Four-state folding of a SH3 domain: salt-induced modulation of the stabilities of the intermediates and native state

Abstract

Unstable intermediates on the folding pathways of proteins can be stabilized sufficiently so that they accumulate to detectable extents by the addition of a suitable cosolute. Here, the effect of sodium sulfate (Na₂SO₄) on the folding of the SH3 domain of PI3 kinase was investigated in the presence of guanidine hydrochloride (GdnHCl) using intrinsic tyrosine fluorescence and 1-anilinonaphthalene-8-sulfonate (ANS) binding. The free energy of unfolding in water of the native state (N) increases linearly with Na₂SO₄ concentration, indicating stabilization via the Hofmeister effect.
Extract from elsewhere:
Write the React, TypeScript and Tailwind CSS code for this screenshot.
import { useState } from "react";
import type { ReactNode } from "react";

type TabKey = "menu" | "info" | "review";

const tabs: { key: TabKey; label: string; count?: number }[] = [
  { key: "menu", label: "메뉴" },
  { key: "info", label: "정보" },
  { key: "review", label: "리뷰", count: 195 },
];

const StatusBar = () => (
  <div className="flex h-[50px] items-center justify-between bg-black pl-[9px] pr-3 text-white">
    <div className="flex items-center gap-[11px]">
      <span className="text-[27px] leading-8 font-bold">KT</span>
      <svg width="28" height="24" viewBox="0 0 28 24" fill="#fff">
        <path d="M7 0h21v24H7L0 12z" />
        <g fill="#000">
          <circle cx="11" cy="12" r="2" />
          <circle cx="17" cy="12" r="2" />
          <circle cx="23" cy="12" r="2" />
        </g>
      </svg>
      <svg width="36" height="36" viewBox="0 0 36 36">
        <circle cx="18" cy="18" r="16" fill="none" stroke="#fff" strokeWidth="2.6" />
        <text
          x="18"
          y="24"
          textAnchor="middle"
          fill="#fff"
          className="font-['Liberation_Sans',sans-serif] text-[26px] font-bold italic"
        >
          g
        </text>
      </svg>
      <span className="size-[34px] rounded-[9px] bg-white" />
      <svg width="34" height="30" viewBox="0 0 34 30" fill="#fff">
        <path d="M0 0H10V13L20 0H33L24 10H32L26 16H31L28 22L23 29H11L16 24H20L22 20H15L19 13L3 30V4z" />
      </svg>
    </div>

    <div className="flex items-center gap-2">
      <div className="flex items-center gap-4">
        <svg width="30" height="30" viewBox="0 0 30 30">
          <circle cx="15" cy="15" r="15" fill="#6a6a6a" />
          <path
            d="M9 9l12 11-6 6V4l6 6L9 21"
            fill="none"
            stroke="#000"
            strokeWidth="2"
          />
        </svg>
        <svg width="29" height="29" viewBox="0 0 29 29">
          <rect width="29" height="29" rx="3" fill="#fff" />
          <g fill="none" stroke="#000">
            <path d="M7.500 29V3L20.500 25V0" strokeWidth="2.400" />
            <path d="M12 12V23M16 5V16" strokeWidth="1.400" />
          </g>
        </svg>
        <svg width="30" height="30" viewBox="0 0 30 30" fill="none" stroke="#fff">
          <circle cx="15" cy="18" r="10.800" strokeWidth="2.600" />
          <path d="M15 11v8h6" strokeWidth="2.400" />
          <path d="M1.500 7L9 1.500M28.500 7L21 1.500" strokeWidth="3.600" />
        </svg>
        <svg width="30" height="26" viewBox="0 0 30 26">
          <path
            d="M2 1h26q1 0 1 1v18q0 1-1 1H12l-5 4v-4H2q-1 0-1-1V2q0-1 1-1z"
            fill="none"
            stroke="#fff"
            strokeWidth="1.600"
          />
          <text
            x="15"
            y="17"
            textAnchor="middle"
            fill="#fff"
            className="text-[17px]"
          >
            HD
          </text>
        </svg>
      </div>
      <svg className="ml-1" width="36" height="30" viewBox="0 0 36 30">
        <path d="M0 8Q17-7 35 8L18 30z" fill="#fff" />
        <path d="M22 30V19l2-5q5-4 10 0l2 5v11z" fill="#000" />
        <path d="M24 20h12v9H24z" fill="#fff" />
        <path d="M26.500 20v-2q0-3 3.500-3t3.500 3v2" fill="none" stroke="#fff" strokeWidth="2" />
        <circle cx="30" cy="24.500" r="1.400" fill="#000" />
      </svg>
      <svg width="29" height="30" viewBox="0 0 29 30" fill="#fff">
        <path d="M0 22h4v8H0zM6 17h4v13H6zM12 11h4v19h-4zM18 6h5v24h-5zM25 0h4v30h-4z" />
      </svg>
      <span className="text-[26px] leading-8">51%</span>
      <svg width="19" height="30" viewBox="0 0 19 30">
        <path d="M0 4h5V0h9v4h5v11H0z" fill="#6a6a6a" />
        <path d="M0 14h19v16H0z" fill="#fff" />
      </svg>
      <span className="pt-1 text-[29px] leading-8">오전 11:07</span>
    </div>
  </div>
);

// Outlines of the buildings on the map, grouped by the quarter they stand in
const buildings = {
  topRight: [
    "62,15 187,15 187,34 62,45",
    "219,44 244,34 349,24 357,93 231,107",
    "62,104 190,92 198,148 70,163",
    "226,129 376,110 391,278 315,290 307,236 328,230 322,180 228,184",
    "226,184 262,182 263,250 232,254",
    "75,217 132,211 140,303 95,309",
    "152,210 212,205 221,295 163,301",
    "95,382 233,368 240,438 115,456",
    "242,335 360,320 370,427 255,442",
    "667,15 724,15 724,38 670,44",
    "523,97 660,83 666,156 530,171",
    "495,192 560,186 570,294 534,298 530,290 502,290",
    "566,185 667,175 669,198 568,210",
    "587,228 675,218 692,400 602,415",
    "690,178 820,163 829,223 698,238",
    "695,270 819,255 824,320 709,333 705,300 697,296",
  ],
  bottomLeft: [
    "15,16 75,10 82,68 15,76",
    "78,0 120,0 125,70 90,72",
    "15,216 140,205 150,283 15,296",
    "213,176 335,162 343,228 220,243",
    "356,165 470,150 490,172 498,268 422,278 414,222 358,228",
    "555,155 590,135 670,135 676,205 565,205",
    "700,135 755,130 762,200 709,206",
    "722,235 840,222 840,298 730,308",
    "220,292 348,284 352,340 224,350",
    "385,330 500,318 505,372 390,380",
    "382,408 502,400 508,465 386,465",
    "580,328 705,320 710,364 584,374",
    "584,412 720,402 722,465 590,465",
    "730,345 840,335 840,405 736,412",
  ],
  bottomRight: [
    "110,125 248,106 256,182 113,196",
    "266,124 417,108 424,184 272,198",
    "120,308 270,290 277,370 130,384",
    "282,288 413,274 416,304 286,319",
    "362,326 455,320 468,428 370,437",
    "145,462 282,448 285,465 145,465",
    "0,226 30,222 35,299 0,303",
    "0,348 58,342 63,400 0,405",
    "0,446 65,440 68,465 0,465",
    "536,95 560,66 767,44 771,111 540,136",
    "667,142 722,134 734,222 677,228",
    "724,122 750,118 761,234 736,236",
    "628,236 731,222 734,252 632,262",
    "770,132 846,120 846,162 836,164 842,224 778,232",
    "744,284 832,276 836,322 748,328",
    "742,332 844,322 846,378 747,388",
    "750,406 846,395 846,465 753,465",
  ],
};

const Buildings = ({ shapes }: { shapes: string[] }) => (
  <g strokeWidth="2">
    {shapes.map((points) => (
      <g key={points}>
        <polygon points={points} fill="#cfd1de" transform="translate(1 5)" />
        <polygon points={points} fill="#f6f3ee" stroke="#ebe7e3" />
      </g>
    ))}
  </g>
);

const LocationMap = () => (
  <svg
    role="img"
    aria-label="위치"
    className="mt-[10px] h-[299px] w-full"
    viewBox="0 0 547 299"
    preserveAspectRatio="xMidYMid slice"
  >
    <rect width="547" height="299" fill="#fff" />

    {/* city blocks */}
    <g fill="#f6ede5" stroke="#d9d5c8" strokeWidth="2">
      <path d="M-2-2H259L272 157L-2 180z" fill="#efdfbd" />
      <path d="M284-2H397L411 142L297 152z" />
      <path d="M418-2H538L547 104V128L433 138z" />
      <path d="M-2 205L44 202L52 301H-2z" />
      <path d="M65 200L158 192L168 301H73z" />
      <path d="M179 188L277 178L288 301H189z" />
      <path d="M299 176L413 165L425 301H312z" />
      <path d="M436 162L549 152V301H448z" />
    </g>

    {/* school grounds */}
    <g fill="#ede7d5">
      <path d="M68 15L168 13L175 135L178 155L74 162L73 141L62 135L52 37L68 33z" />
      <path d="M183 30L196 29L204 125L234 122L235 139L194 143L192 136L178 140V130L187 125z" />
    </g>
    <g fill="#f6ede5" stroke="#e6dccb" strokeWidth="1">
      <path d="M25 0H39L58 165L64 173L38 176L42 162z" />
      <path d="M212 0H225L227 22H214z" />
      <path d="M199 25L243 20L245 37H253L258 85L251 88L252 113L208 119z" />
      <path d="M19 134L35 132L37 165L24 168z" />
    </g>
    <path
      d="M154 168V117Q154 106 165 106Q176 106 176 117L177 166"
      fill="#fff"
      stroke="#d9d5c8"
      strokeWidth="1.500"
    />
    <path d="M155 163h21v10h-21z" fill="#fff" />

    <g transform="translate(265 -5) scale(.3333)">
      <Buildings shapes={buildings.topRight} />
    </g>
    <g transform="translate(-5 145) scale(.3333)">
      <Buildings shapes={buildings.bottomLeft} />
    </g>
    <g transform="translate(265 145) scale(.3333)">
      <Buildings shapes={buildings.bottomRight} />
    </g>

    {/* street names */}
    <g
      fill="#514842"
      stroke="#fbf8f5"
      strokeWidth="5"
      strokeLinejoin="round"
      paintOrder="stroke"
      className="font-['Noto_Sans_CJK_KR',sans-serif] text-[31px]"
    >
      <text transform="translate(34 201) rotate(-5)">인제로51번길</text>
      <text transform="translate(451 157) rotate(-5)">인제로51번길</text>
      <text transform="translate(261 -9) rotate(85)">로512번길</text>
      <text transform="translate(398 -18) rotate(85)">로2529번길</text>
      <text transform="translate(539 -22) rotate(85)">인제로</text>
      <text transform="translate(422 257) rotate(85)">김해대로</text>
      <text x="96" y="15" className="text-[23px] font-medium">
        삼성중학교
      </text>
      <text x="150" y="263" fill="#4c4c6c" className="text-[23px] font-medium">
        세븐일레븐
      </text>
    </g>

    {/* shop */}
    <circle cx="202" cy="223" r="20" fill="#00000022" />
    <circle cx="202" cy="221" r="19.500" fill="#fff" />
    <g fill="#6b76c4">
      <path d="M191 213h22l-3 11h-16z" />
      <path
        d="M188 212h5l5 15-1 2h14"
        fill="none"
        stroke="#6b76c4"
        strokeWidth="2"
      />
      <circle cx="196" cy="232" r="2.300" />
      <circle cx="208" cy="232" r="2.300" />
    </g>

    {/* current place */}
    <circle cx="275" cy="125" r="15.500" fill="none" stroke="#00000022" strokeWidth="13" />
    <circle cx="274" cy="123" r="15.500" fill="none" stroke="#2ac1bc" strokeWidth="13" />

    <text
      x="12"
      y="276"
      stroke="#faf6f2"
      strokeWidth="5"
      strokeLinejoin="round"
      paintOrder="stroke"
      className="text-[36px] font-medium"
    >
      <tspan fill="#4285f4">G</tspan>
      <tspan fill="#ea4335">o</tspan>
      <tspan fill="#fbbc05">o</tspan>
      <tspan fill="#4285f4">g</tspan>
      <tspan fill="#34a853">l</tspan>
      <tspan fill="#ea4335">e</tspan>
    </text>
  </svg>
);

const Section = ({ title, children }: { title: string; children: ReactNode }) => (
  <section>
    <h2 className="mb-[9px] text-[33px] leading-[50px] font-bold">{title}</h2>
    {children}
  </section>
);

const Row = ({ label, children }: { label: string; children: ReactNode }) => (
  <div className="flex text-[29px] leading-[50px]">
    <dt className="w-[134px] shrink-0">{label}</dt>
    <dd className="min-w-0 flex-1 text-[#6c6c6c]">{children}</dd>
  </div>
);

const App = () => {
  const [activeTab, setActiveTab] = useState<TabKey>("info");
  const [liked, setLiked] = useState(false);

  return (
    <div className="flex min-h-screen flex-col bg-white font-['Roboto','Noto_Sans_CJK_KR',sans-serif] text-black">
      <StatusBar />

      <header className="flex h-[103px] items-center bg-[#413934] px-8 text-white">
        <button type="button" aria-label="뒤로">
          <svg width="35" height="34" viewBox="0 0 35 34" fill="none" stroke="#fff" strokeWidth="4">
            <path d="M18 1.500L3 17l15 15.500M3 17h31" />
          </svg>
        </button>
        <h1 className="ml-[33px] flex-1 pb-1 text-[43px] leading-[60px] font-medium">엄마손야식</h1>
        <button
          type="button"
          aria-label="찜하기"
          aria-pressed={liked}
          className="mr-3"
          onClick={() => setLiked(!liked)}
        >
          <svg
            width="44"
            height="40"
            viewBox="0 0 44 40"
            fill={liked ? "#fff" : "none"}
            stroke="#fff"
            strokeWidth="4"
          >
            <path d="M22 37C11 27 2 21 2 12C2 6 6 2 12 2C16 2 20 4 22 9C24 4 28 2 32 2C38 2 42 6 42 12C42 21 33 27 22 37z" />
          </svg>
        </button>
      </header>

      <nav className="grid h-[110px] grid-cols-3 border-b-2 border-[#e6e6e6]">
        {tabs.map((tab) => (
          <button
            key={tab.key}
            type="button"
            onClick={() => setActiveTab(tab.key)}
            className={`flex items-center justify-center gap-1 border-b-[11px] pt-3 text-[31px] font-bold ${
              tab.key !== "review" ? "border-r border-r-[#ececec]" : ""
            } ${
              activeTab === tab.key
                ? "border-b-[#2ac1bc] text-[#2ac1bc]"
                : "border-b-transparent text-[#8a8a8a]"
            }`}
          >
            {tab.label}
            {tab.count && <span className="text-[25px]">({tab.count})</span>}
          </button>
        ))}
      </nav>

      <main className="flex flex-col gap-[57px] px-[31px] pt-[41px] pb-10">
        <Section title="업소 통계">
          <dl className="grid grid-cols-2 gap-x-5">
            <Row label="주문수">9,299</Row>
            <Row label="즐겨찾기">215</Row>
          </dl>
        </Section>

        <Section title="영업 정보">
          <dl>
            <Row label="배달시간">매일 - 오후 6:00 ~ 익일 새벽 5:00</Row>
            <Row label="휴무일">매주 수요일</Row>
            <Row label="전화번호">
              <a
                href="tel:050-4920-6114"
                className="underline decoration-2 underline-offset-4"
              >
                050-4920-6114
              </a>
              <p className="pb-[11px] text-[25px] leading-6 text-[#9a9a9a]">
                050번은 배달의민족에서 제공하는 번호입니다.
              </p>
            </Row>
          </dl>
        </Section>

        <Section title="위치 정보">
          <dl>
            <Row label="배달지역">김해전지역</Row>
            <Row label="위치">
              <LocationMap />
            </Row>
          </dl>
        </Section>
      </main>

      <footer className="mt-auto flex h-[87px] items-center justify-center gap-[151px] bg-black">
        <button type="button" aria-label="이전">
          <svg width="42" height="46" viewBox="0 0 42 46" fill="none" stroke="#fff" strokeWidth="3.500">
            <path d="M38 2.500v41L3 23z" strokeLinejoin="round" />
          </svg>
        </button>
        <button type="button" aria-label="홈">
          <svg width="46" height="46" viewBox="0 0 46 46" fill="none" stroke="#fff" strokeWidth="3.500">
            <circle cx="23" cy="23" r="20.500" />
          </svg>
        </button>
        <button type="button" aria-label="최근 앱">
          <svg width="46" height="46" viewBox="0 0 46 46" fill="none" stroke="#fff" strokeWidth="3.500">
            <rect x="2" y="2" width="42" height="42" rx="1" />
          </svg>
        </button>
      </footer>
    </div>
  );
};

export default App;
The addition of 0.5 M Na₂SO₄ causes accumulation of an early intermediate L, which manifests itself as (1) a sub-millisecond change in tyrosine and ANS fluorescence and (2) a curvature in the chevron plot. It is shown that L is a specific structural component of the initially collapsed ensemble. An intermediate, M, also accumulates in unfolding studies conducted in the presence of 0.5 M Na₂SO₄ and manifests itself by causing a curvature in the unfolding arm of the chevron. M is shown to be a wet molten globule that binds to ANS under unfolding conditions and is stabilized to the same extent as N in the presence of Na₂SO₄. A four-state U ↔ L ↔ M ↔ N scheme satisfactorily modeled the kinetic data. Thus, the folding of the PI3K SH3 domain in the presence of salt commences via the formation of a structured intermediate ensemble L, which accumulates before the rate-limiting step of folding. L subsequently proceeds to N via the late intermediate M that forms after the rate-limiting transition of folding.